FACT split from another Libya-based armed opposition group, the Union of Forces for Democracy and Development (UFDD), in 2016. Since then, it has operated primarily within the context of the Libyan civil war and has been associated with militias based in Misrata (often referred to as a ‘third force’ between Haftar and Tripoli). In 2017, FACT’s strength was estimated at over 1,000 fighters and 200 vehicles.

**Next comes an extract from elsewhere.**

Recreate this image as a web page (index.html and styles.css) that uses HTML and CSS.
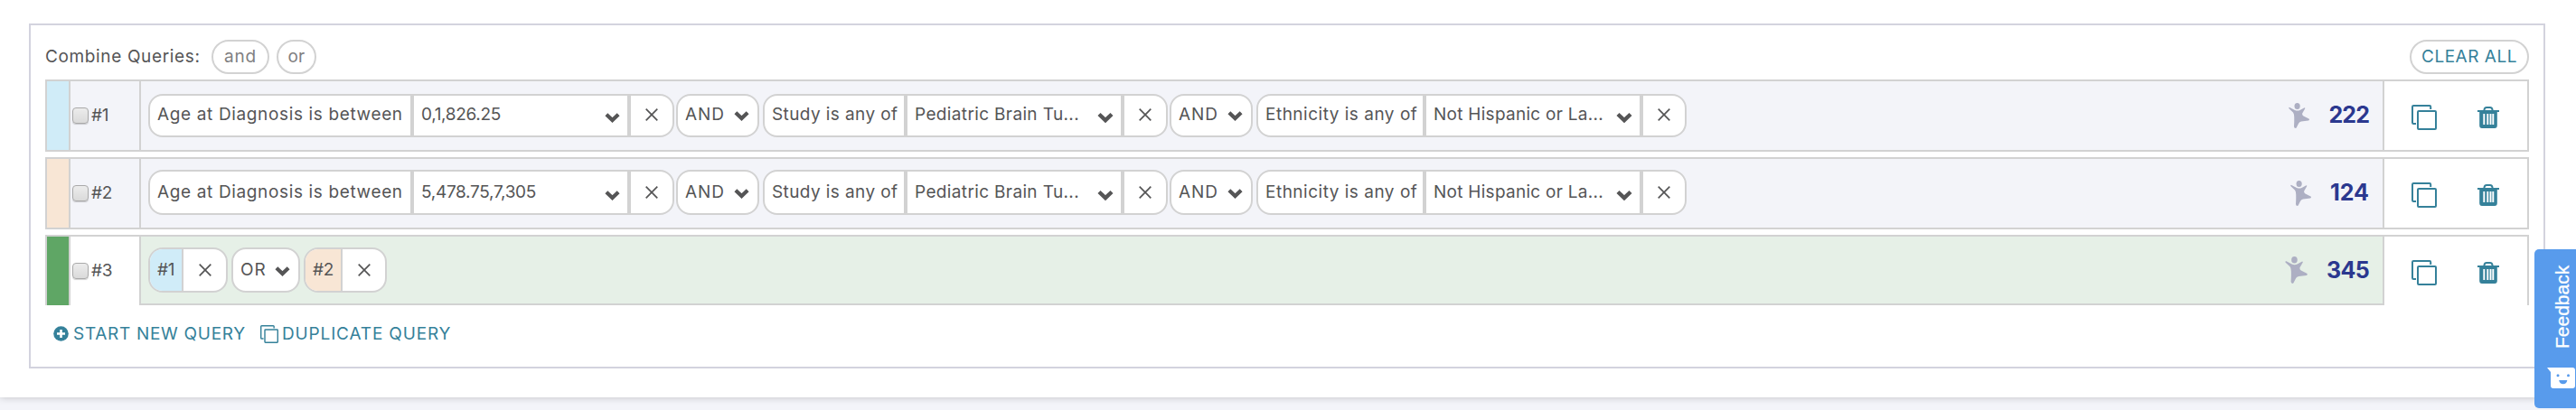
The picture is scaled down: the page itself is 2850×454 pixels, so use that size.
FILE: index.html
```html
<!DOCTYPE html>
<html lang="en">
<head>
<meta charset="utf-8">
<title>Query builder</title>
<link rel="stylesheet" href="styles.css">
</head>
<body>
<svg class="defs" width="0" height="0">
  <symbol id="chevron" viewBox="0 0 18 12"><path d="M2 2.5 9 9.2 16 2.5" fill="none" stroke="#555556" stroke-width="4.4"/></symbol>
  <symbol id="cross" viewBox="0 0 14 14"><path d="M.7.7 13.3 13.3M13.3.7.7 13.3" fill="none" stroke="#555556" stroke-width="1.7"/></symbol>
  <symbol id="copy" viewBox="0 0 28 28"><path d="M21.2 5V2.2Q21.2 1 20 1H2.2Q1 1 1 2.2V19.8Q1 21 2.2 21H5" fill="none" stroke="#35819a" stroke-width="2"/><rect x="7" y="7" width="20" height="20" rx="1" fill="none" stroke="#35819a" stroke-width="2"/></symbol>
  <symbol id="trash" viewBox="0 0 24 24"><path d="M7.5 5V3.4Q8 1 10 1H14Q16 1 16.5 3.4V5" fill="none" stroke="#35819a" stroke-width="2"/><path d="M0 4H24V6H21.8V21Q21.8 24 19 24H5Q2.2 24 2.2 21V6H0Z" fill="#35819a"/><path d="M7.3 8V20M11.3 8V20M14.5 8V20M17.3 8V20" stroke="#fff" stroke-width="1.9"/></symbol>
  <symbol id="person" viewBox="0 0 23 28"><ellipse cx="9.6" cy="3.5" rx="3.1" ry="3.5"/><path d="M.3 5.2Q0 6 1 6.8L5 10.5Q6.2 12 6.2 15Q6.4 20 6 26Q6 28 7.8 28Q8.8 27.8 9.4 26L11.2 22.5Q12 21 14 20.5L22 19.5Q23 19.2 23 18.5Q23 17.7 22 17.3L16.5 14.5Q14.8 13.5 15.2 11.5L18.2 6.2Q18.6 5.2 17.6 5.2L12.5 8Q9.8 9.2 7 8L1.3 5Q.6 4.6.3 5.2Z"/></symbol>
</svg>

<main class="page">
  <section class="panel">
    <header class="toolbar">
      <span class="toolbar-title">Combine Queries:</span>
      <button class="pill pill-and">and</button>
      <button class="pill pill-or">or</button>
      <button class="pill pill-clear">CLEAR ALL</button>
    </header>

    <div class="row row-first">
      <div class="swatch blue"></div>
      <label class="pick"><span class="check"></span><span class="tag tag1">#1</span></label>
      <div class="query">
        <div class="chip"><span class="name name-age">Age at Diagnosis is between</span><span class="field"><span class="v-a">0,1,826.25</span><svg class="chev"><use href="#chevron"/></svg></span><span class="close"><svg><use href="#cross"/></svg></span></div>
        <div class="op op-and"><span>AND</span><svg class="chev"><use href="#chevron"/></svg></div>
        <div class="chip"><span class="name name-study">Study is any of</span><span class="field wide-chev"><span class="v-c">Pediatric Brain Tu...</span><svg class="chev"><use href="#chevron"/></svg></span><span class="close"><svg><use href="#cross"/></svg></span></div>
        <div class="op op-and"><span>AND</span><svg class="chev"><use href="#chevron"/></svg></div>
        <div class="chip"><span class="name name-eth">Ethnicity is any of</span><span class="field wide-chev"><span class="v-d">Not Hispanic or La...</span><svg class="chev"><use href="#chevron"/></svg></span><span class="close"><svg><use href="#cross"/></svg></span></div>
        <div class="stat"><svg class="person"><use href="#person"/></svg><b class="count n222">222</b></div>
      </div>
      <div class="actions"><svg class="copy"><use href="#copy"/></svg><svg class="trash"><use href="#trash"/></svg></div>
    </div>

    <div class="row">
      <div class="swatch peach"></div>
      <label class="pick"><span class="check"></span><span class="tag tag2">#2</span></label>
      <div class="query">
        <div class="chip"><span class="name name-age">Age at Diagnosis is between</span><span class="field"><span class="v-b">5,478.75,7,305</span><svg class="chev"><use href="#chevron"/></svg></span><span class="close"><svg><use href="#cross"/></svg></span></div>
        <div class="op op-and"><span>AND</span><svg class="chev"><use href="#chevron"/></svg></div>
        <div class="chip"><span class="name name-study">Study is any of</span><span class="field wide-chev"><span class="v-c">Pediatric Brain Tu...</span><svg class="chev"><use href="#chevron"/></svg></span><span class="close"><svg><use href="#cross"/></svg></span></div>
        <div class="op op-and"><span>AND</span><svg class="chev"><use href="#chevron"/></svg></div>
        <div class="chip"><span class="name name-eth">Ethnicity is any of</span><span class="field wide-chev"><span class="v-d">Not Hispanic or La...</span><svg class="chev"><use href="#chevron"/></svg></span><span class="close"><svg><use href="#cross"/></svg></span></div>
        <div class="stat"><svg class="person"><use href="#person"/></svg><b class="count n124">124</b></div>
      </div>
      <div class="actions"><svg class="copy"><use href="#copy"/></svg><svg class="trash"><use href="#trash"/></svg></div>
    </div>

    <div class="row row-active">
      <div class="swatch green"></div>
      <label class="pick"><span class="check"></span><span class="tag tag2">#3</span></label>
      <div class="query">
        <div class="chip ref ref-blue"><span class="ref-name blue tag1">#1</span><span class="close"><svg><use href="#cross"/></svg></span></div>
        <div class="op op-or"><span>OR</span><svg class="chev"><use href="#chevron"/></svg></div>
        <div class="chip ref ref-peach"><span class="ref-name peach tag2">#2</span><span class="close"><svg><use href="#cross"/></svg></span></div>
        <div class="stat"><svg class="person"><use href="#person"/></svg><b class="count n345">345</b></div>
      </div>
      <div class="actions"><svg class="copy"><use href="#copy"/></svg><svg class="trash"><use href="#trash"/></svg></div>
    </div>

    <footer class="links">
      <a class="link link-new"><svg class="plus" viewBox="0 0 17 17"><circle cx="8.5" cy="8.5" r="8.3" fill="#35819a"/><path d="M8.5 4V13M4 8.5H13" stroke="#fff" stroke-width="2.6"/></svg><span>START NEW QUERY</span></a>
      <a class="link link-dup"><svg class="copy"><use href="#copy"/></svg><span>DUPLICATE QUERY</span></a>
    </footer>
  </section>
</main>

<aside class="feedback">
  <span class="feedback-label">Feedback</span>
  <svg class="smile" viewBox="0 0 32 24"><path d="M0 0H28Q31 0 31 3V20Q31 23 28 23H7Q4 23 4 20V5Z" fill="#fff"/><circle cx="12" cy="8.800" r="1.500" fill="#589bec"/><circle cx="23.500" cy="8.800" r="1.500" fill="#589bec"/><path d="M13.200 14H22.300Q21.500 18.300 17.800 18.300Q14 18.300 13.200 14Z" fill="#589bec"/></svg>
</aside>
</body>
</html>
```
FILE: styles.css
```css
* { box-sizing: border-box; }
body {
  margin: 0;
  height: 454px;
  overflow: hidden;
  background: #f3f4f9;
  color: #555556;
  font: 19px/42px Inter, "Open Sans", sans-serif;
  white-space: nowrap;
}
svg { display: block; flex: none; }
.defs { position: absolute; }
.page {
  height: 440px;
  padding: 26px 34px 0 32px;
  background: #fff;
  box-shadow: 0 0 8px rgba(0, 0, 0, .22);
}
.panel {
  height: 382px;
  padding: 16px 16px 0;
  border: 2px solid #d3d3de;
}

/* toolbar */
.toolbar { display: flex; height: 44px; }
.toolbar-title {
  width: 184px;
  line-height: 37px;
  letter-spacing: .64px;
}
.pill {
  height: 38px;
  padding: 0;
  border: 2px solid #d2d2d2;
  border-radius: 19px;
  background: #fff;
  color: #808081;
  font: inherit;
  line-height: 34px;
  text-align: center;
}
.pill-and { width: 64px; letter-spacing: .82px; }
.pill-or { width: 44px; margin-left: 8px; letter-spacing: .23px; }
.pill-clear {
  width: 132px;
  margin-left: auto;
  color: #35819a;
  letter-spacing: .52px;
}

/* query rows */
.row {
  display: grid;
  grid-template-columns: 26px 78px 1fr 160px;
  height: 80px;
  margin-bottom: 6px;
  border: 2px solid #d2d2d2;
  border-right: 0;
}
.row > div, .pick { border-right: 2px solid #d2d2d2; }
.blue { background: #d0ecf8; }
.peach { background: #f8e6d5; }
.green { background: #5fa665; }
.pick {
  display: flex;
  align-items: center;
  gap: 3px;
  padding: 0 0 1px 2px;
  background: #f3f4f9;
}
.check {
  width: 18px;
  height: 18px;
  border: 1.5px solid #a9a9a9;
  border-radius: 4px;
  background: linear-gradient(#ececec, #dadada);
  box-shadow: 0 1px 1px rgba(0, 0, 0, .18);
}
.tag1 { letter-spacing: -.38px; }
.tag2 { letter-spacing: -.31px; }
.query {
  display: flex;
  padding: 12px 15px 0 8px;
  background: #f3f4f9;
}
.chip, .op {
  display: flex;
  height: 50px;
  line-height: 46px;
  border: 2px solid #d2d2d2;
  border-radius: 16px;
  background: #fff;
  overflow: hidden;
}
.name { padding-left: 8px; letter-spacing: .5px; }
.name-age { width: 288px; letter-spacing: .64px; }
.name-study { width: 154px; letter-spacing: .4px; }
.name-eth { width: 182px; }
.field {
  display: flex;
  justify-content: space-between;
  width: 244px;
  padding: 0 8px;
  border: solid #d2d2d2;
  border-width: 0 4px;
}
.v-a { letter-spacing: -.32px; }
.v-b { letter-spacing: -.3px; }
.v-c { letter-spacing: .36px; }
.v-d { letter-spacing: .27px; }
.chev { width: 17px; height: 12px; margin-top: 20px; }
.wide-chev .chev { width: 18px; }
.close { width: 46px; padding: 16px 0 0 16px; }
.close svg { width: 14px; height: 14px; }
.op {
  justify-content: space-between;
  margin: 0 4px 0 2px;
  padding: 0 9px 0 8px;
  letter-spacing: .9px;
}
.op .chev { margin-top: 18px; }
.op-and { width: 92px; }
.op-or { width: 76px; margin-left: 4px; }

.row-first .query { padding-top: 14px; }
.row-first .chip, .row-first .op { height: 48px; line-height: 42px; }
.row-first .close { padding-top: 14px; }
.row-first .chev { margin-top: 18px; }
.row-first .op .chev { margin-top: 16px; }

.row-active { height: 78px; border-bottom: 0; }
.row-active .pick { background: #fff; }
.row-active .query {
  background: #e6f0e7;
  border-bottom: 2px solid #d2d2d2;
}
.ref-blue { width: 88px; }
.ref-peach { width: 92px; }
.ref-name {
  padding: 0 8px;
  border-right: 2px solid #d2d2d2;
  flex: 1;
}
.ref .close { width: 48px; padding-left: 17px; }

/* result counts */
.stat { display: flex; margin-left: auto; height: 48px; }
.row-first .stat { margin-top: -2px; }
.person { width: 23px; height: 28px; margin-top: 12px; fill: #adafc3; }
.row-active .person { width: 25px; height: 30px; margin-top: 10px; }
.count {
  margin-left: 21px;
  color: #2b388f;
  font-size: 25px;
  font-weight: 700;
  line-height: 50px;
}
.n222 { letter-spacing: -.9px; }
.n124 { letter-spacing: 0; }
.n345 { letter-spacing: -.7px; }

.actions { display: flex; padding: 26px 0 0 30px; }
.actions .copy { width: 28px; height: 28px; }
.actions .trash { width: 24px; height: 24px; margin: 2px 0 0 45px; }

/* footer links */
.links {
  display: flex;
  align-items: center;
  height: 51px;
  padding-left: 9px;
  color: #35819a;
}
.link { display: flex; align-items: center; }
.plus { width: 17px; height: 17px; margin-right: 5px; }
.link-new { width: 229px; letter-spacing: .7px; }
.link-dup { letter-spacing: .85px; }
.links .copy { width: 20px; height: 20px; margin-right: 4px; }

/* feedback tab pinned over the page edge */
.feedback {
  position: absolute;
  top: 276px;
  right: 0;
  width: 46px;
  height: 176px;
  padding: 15px 0 0 14px;
  border-radius: 5px 0 0 5px;
  background: #589bec;
}
.feedback-label {
  display: block;
  height: 95px;
  margin-left: 2px;
  color: #fff;
  font: 21px/30px "Liberation Sans", Arial, sans-serif;
  -webkit-text-stroke: .3px #fff;
  writing-mode: vertical-rl;
  transform: rotate(180deg);
  width: 30px;
}
.smile { width: 32px; height: 24px; margin-top: 21px; }
```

This cross-border foray by FACT is just the latest episode in a long history of ethnic and political conflict along the northern borderlands – an area that is inhabited by the Teda ethnic group in a band spanning three different states: Libya, Niger, and Chad. Some of the area was annexed by Libya from 1973-1994; it was also the site of another large-scale rebellion launched by the Movement for Democracy and Justice in Chad (MJDT) from 1997-2011. Broadly, the northern and northwestern regions are home to a plethora of armed militias – ethnic, political, and criminal – and Chadian state institutions, notably the military, maintains a relatively weak presence, as evidenced by the stunning success of the FACT raid over the weekend.
This widening band of instability in the north is one of the contexts in which President Déby’s death must be viewed – but it’s not the only one. Chad has also been riven by violence in its southern and eastern borderlands, fueled in large part by cross-border attacks by Islamist outfits like Boko Haram, and its western borderlands, which have tended to involve the Sudan-based Janjaweed and allied militias moving in and out of West Darfur. Chad still hosts some 370,000 Sudanese refugees who were displaced during the Darfur crisis of 2003-4.
Though Chad’s conflicts have diverse contexts, actors, and geographies, they are uniformly impacted by two factors: porous international borders, which produce safe havens outside the reach of the Chadian military and invite potential arms and support from neighboring governments; and the diminishing presence of the Chadian state, which allows local armed outfits to the fill power vacuum.